• Problem
Below are the records. Retype, exactly, the lines from the first through the line with "const [active, setActive] = useState(0);", and leave out the pictures.

** start **

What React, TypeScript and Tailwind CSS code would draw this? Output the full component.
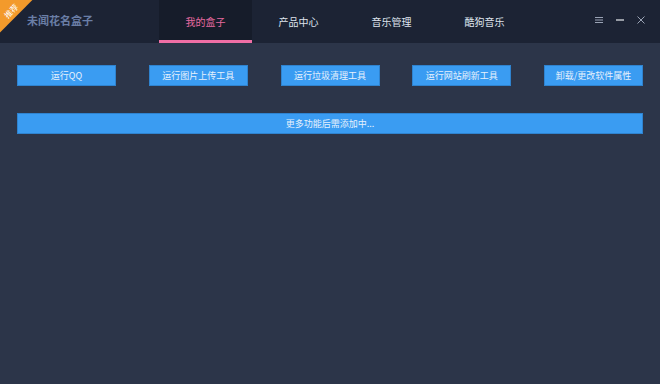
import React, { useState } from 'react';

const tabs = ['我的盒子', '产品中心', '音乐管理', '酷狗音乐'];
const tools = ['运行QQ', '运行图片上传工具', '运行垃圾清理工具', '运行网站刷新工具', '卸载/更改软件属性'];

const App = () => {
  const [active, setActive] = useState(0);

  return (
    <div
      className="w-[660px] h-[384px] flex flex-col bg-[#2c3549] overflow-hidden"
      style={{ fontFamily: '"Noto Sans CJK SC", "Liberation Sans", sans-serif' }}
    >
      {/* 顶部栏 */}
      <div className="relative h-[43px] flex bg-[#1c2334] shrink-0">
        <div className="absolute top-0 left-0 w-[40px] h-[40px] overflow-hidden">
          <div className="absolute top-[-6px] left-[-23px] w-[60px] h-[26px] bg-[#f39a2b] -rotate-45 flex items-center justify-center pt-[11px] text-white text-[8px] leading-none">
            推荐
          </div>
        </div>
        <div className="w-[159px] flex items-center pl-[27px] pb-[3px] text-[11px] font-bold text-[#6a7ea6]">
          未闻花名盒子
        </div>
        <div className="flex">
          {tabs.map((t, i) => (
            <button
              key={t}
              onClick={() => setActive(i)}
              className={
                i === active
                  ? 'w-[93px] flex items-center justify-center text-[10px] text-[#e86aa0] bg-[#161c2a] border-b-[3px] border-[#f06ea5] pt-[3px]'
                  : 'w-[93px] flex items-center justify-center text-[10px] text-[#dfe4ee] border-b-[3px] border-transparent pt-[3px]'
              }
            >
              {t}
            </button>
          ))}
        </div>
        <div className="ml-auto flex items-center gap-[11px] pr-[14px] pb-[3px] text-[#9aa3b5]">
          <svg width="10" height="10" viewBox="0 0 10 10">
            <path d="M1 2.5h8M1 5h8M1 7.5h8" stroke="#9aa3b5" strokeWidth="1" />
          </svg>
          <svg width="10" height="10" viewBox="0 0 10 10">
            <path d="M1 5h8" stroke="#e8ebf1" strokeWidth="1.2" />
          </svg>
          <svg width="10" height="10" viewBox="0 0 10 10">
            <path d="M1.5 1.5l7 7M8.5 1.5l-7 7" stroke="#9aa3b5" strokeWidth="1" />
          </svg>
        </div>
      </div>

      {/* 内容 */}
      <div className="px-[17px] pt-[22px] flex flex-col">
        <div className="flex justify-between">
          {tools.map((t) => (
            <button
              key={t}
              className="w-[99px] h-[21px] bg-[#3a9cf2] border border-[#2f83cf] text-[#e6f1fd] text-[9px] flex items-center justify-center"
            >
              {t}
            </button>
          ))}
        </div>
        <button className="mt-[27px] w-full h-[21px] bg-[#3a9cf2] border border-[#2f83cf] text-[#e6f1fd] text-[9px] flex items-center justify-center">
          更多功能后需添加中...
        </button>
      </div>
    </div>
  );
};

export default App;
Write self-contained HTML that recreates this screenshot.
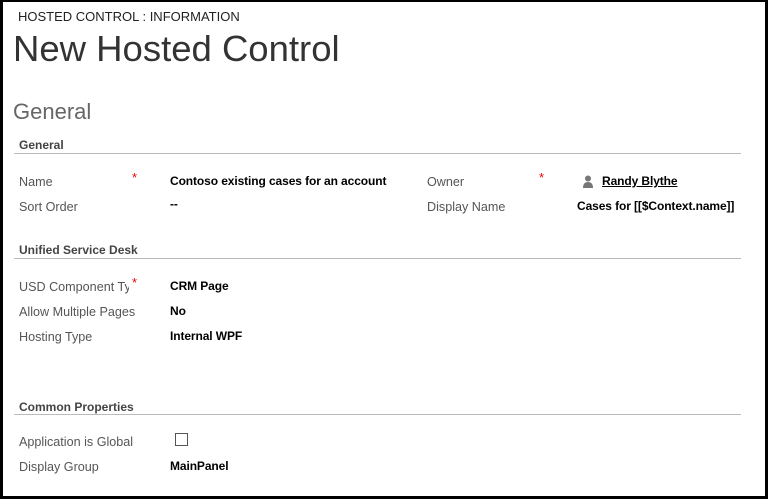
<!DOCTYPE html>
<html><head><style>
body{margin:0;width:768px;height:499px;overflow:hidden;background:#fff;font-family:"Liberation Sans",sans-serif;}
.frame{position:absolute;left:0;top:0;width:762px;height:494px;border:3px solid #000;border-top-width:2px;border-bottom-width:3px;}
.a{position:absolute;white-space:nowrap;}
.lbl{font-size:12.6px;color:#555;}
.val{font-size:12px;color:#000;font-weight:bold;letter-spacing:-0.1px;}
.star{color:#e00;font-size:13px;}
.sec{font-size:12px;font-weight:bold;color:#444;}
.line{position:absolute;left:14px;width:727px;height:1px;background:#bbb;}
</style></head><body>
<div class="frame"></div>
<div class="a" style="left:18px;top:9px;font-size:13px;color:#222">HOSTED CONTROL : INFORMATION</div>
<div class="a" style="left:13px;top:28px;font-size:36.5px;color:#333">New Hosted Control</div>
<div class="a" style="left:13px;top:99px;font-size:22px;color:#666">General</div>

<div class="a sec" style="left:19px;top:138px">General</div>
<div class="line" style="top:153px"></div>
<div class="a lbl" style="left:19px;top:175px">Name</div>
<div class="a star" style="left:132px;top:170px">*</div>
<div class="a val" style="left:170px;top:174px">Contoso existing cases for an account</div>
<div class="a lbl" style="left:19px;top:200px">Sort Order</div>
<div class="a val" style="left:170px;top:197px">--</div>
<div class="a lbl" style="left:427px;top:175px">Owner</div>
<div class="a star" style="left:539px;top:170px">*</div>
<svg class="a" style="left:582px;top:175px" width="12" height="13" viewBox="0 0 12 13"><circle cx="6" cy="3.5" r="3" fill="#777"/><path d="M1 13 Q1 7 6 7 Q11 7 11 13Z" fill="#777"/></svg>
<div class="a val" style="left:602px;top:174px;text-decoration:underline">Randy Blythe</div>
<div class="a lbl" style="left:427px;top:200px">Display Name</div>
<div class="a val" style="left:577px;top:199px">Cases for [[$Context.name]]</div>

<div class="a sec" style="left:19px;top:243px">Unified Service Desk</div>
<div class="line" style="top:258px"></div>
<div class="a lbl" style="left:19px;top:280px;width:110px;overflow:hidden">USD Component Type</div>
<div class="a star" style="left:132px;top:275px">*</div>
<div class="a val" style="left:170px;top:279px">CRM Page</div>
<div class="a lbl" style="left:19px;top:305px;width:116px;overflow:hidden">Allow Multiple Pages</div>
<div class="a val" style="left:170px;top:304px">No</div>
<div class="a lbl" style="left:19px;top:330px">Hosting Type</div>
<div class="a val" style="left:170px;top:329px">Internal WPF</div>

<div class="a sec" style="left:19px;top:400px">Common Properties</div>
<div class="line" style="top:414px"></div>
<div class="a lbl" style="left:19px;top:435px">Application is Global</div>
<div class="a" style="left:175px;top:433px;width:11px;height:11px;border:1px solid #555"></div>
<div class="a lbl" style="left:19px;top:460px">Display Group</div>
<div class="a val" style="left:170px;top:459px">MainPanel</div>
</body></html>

** end **

• Finished answer
What React, TypeScript and Tailwind CSS code would draw this? Output the full component.
import React, { useState } from 'react';

const tabs = ['我的盒子', '产品中心', '音乐管理', '酷狗音乐'];
const tools = ['运行QQ', '运行图片上传工具', '运行垃圾清理工具', '运行网站刷新工具', '卸载/更改软件属性'];

const App = () => {
  const [active, setActive] = useState(0);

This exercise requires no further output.